The book I chose to read is The Man Who Mistook His Wife for a Hat: And Other Clinical Tales by Oliver Sacks. In it, Sacks includes anecdotes of his experiences as a psycho-neurologist. The book was tolerable at best, and it was not something I would ever go out of my way to read. It is too dated to be useful to the casual reader. The cases it presents may still be interesting for those in the profession to analyze, but laymen will find nothing of worth. This book is so chock full of horrifying 1970’s-style racism—such as comparing “savages” to children— that the book’s credibility is compromised. Sacks had time to read and write a foreword for the audio edition, so why on Earth did he not take the time to go through the text, and at least update some of the worst blunders? There is no reason to perpetuate historical biases in what is sold as a popular psychology book, especially not when the author is alive, well, and could update the text for the modern reader.
I found it hard to lose myself in this book. Sacks’s writing feels overwrought and his style is self-conscious, as though he really needs us to acknowledge how clever he is. Although his intelligence is undeniable, there is a limit to how often one can rattle off medical terminology for disorders, treatments, and parts of the brain. Sacks does this without even a suggestion of what they mean and then wanders off into long, flowery descriptions and tangential quotes from various psychologists in an attempt to make us empathize with the patient. For me, this only served to make the book about the author instead of the patients and, at times, that did not serve the author well. Twice, he questions whether the patients still had “souls.” I do not even understand what that question is supposed to mean, and I suspect that even people who are religious might take issue with speculation like that. It sounded unscientific and unprofessional.

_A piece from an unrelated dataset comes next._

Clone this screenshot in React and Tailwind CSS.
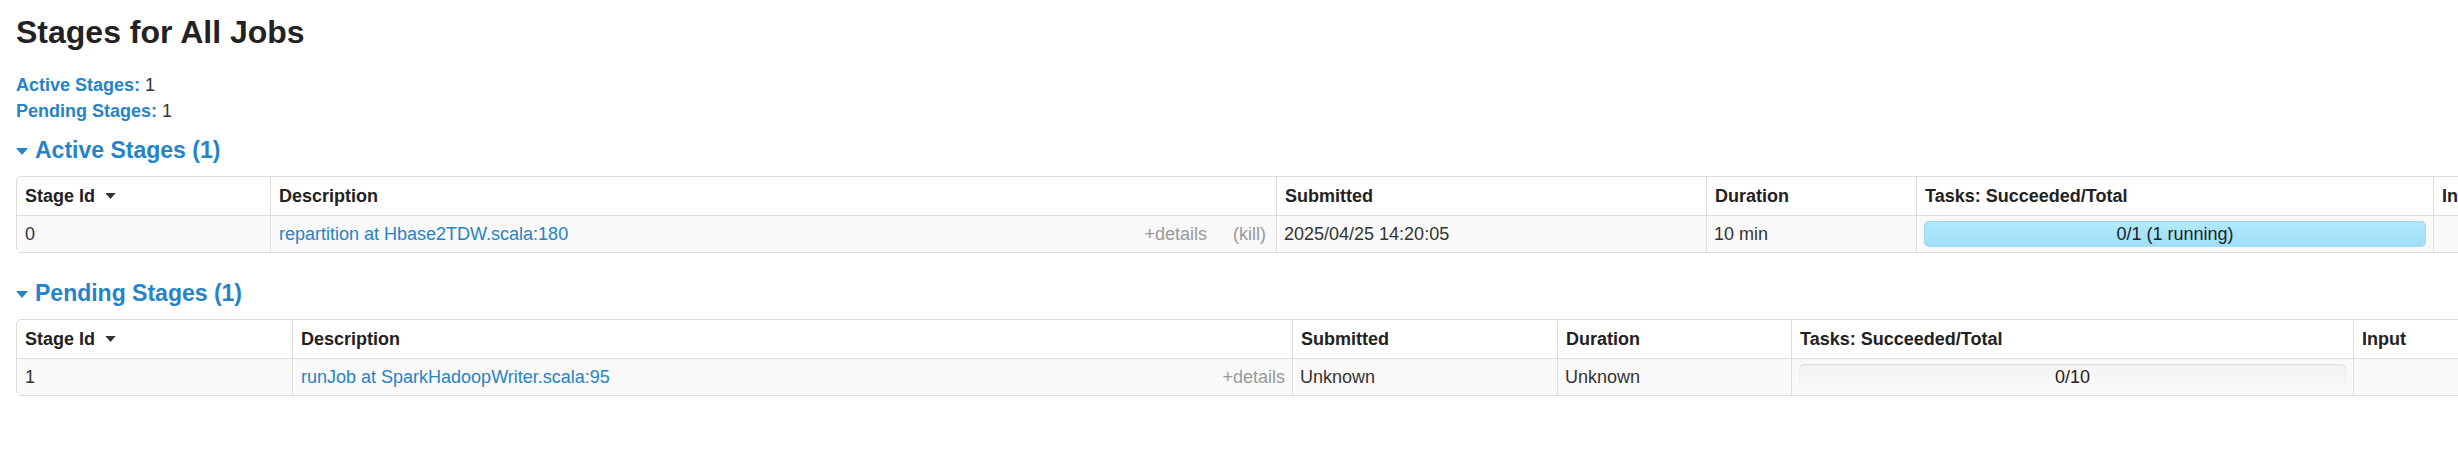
const activeCols = [
  { label: "Stage Id", w: "w-[253px]", sort: true },
  { label: "Description", w: "w-[1006px]" },
  { label: "Submitted", w: "w-[430px]" },
  { label: "Duration", w: "w-[210px]" },
  { label: "Tasks: Succeeded/Total", w: "w-[517px]" },
  { label: "Input", w: "w-[200px]" },
];

const pendingCols = [
  { label: "Stage Id", w: "w-[275px]", sort: true },
  { label: "Description", w: "w-[1000px]" },
  { label: "Submitted", w: "w-[265px]" },
  { label: "Duration", w: "w-[234px]" },
  { label: "Tasks: Succeeded/Total", w: "w-[562px]" },
  { label: "Input", w: "w-[200px]" },
];

function Caret({ className }) {
  return (
    <svg width="12" height="7" viewBox="0 0 12 7" className={className}>
      <path d="M0 0 L12 0 L6 7 Z" fill="currentColor" />
    </svg>
  );
}

function SectionTitle({ children, className }) {
  return (
    <h4
      className={`flex items-center gap-[7px] text-[23px] leading-[25px] font-bold text-[#2583c9] ${className}`}
    >
      <Caret className="mt-[2px]" />
      {children}
    </h4>
  );
}

function ProgressBar({ done, total, running }) {
  const started = running > 0;
  return (
    <div
      className={`relative h-[26px] rounded-[5px] shadow-[inset_0_1px_2px_rgba(0,0,0,0.1)] ${
        started
          ? "bg-gradient-to-b from-[#b0eafc] to-[#a0defa]"
          : "bg-gradient-to-b from-[#f3f3f3] to-[#f9f9f9]"
      }`}
    >
      <span className="absolute inset-0 flex items-center justify-center text-[#222]">
        {done}/{total}
        {started ? ` (${running} running)` : ""}
      </span>
    </div>
  );
}

function StageTable({ cols, row, width }) {
  return (
    <table
      className={`${width} max-w-none table-fixed border-separate border-spacing-0 border border-[#dddddd] rounded-[5px] text-[18px] text-[#333] whitespace-nowrap`}
    >
      <thead>
        <tr>
          {cols.map((c, i) => (
            <th
              key={c.label}
              className={`${c.w} h-[38px] px-[8px] text-left font-bold text-[#222] ${
                i > 0 ? "border-l border-[#dddddd]" : ""
              }`}
            >
              <span className="flex items-center gap-[10px]">
                {c.label}
                {c.sort && <Caret className="w-[11px] h-[6px] text-[#333]" />}
              </span>
            </th>
          ))}
        </tr>
      </thead>
      <tbody>
        <tr className="bg-[#f9f9f9]">
          <td className="h-[37px] px-[8px] border-t border-[#dddddd]">{row.id}</td>
          <td className="h-[37px] pl-[8px] pr-[7px] border-t border-l border-[#dddddd]">
            <div className="flex items-center">
              <a href="#" className="text-[#2583c9]">
                {row.desc}
              </a>
              <span className="ml-auto text-[#999]">+details</span>
              {row.kill && <span className="ml-[26px] mr-[3px] text-[#999]">(kill)</span>}
            </div>
          </td>
          <td className="h-[37px] px-[7px] border-t border-l border-[#dddddd]">{row.submitted}</td>
          <td className="h-[37px] px-[7px] border-t border-l border-[#dddddd]">{row.duration}</td>
          <td className="h-[37px] px-[7px] border-t border-l border-[#dddddd]">
            <ProgressBar done={row.done} total={row.total} running={row.running} />
          </td>
          <td className="h-[37px] border-t border-l border-[#dddddd]" />
        </tr>
      </tbody>
    </table>
  );
}

export default function App() {
  return (
    <div
      className="w-[2458px] h-[474px] overflow-hidden bg-white pl-[16px] text-[#333]"
      style={{ fontFamily: '"Liberation Sans", Arial, sans-serif' }}
    >
      <h3 className="pt-[15px] text-[32px] leading-[35px] font-bold text-[#222]">
        Stages for All Jobs
      </h3>
      <ul className="mt-[22px] text-[18px] leading-[26px]">
        <li>
          <a href="#" className="font-bold text-[#2583c9]">
            Active Stages:
          </a>{" "}
          1
        </li>
        <li>
          <a href="#" className="font-bold text-[#2583c9]">
            Pending Stages:
          </a>{" "}
          1
        </li>
      </ul>
      <SectionTitle className="mt-[14px] mb-[13px]">Active Stages (1)</SectionTitle>
      <StageTable
        cols={activeCols}
        width="w-[2618px]"
        row={{
          id: "0",
          desc: "repartition at Hbase2TDW.scala:180",
          kill: true,
          submitted: "2025/04/25 14:20:05",
          duration: "10 min",
          done: 0,
          total: 1,
          running: 1,
        }}
      />
      <SectionTitle className="mt-[28px] mb-[13px]">Pending Stages (1)</SectionTitle>
      <StageTable
        cols={pendingCols}
        width="w-[2538px]"
        row={{
          id: "1",
          desc: "runJob at SparkHadoopWriter.scala:95",
          kill: false,
          submitted: "Unknown",
          duration: "Unknown",
          done: 0,
          total: 10,
          running: 0,
        }}
      />
    </div>
  );
}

The poor review above does not in any way signify that the cases themselves were not interesting. Quite the contrary—they include a man who can mentally visualize but cannot implement that visualization, a woman who has lost the proprioception (the body’s self-awareness) in her hand, and to a soldier who cannot remember anything after 1945. As interesting the cases were, Sacks wrote too much about the cases and never spent a second explaining the causes of the ailment. I read the book thinking I would finish with new knowledge of the brain, but I just learned about the ailments. The walkaway content is little to none, which irked me.
Overall, I would not recommend this book. To the select few in the world who indeed can comprehend the impossible medical jargon (i.e., a neurologist that practiced in the 1980s), this is an interesting book. For the layman, it is an impossible read. Due to Sacks’s inability to hold the interest of the reader and explain content coupled with the fact that nearly everything in the book is completely outdated, this book is a total failure.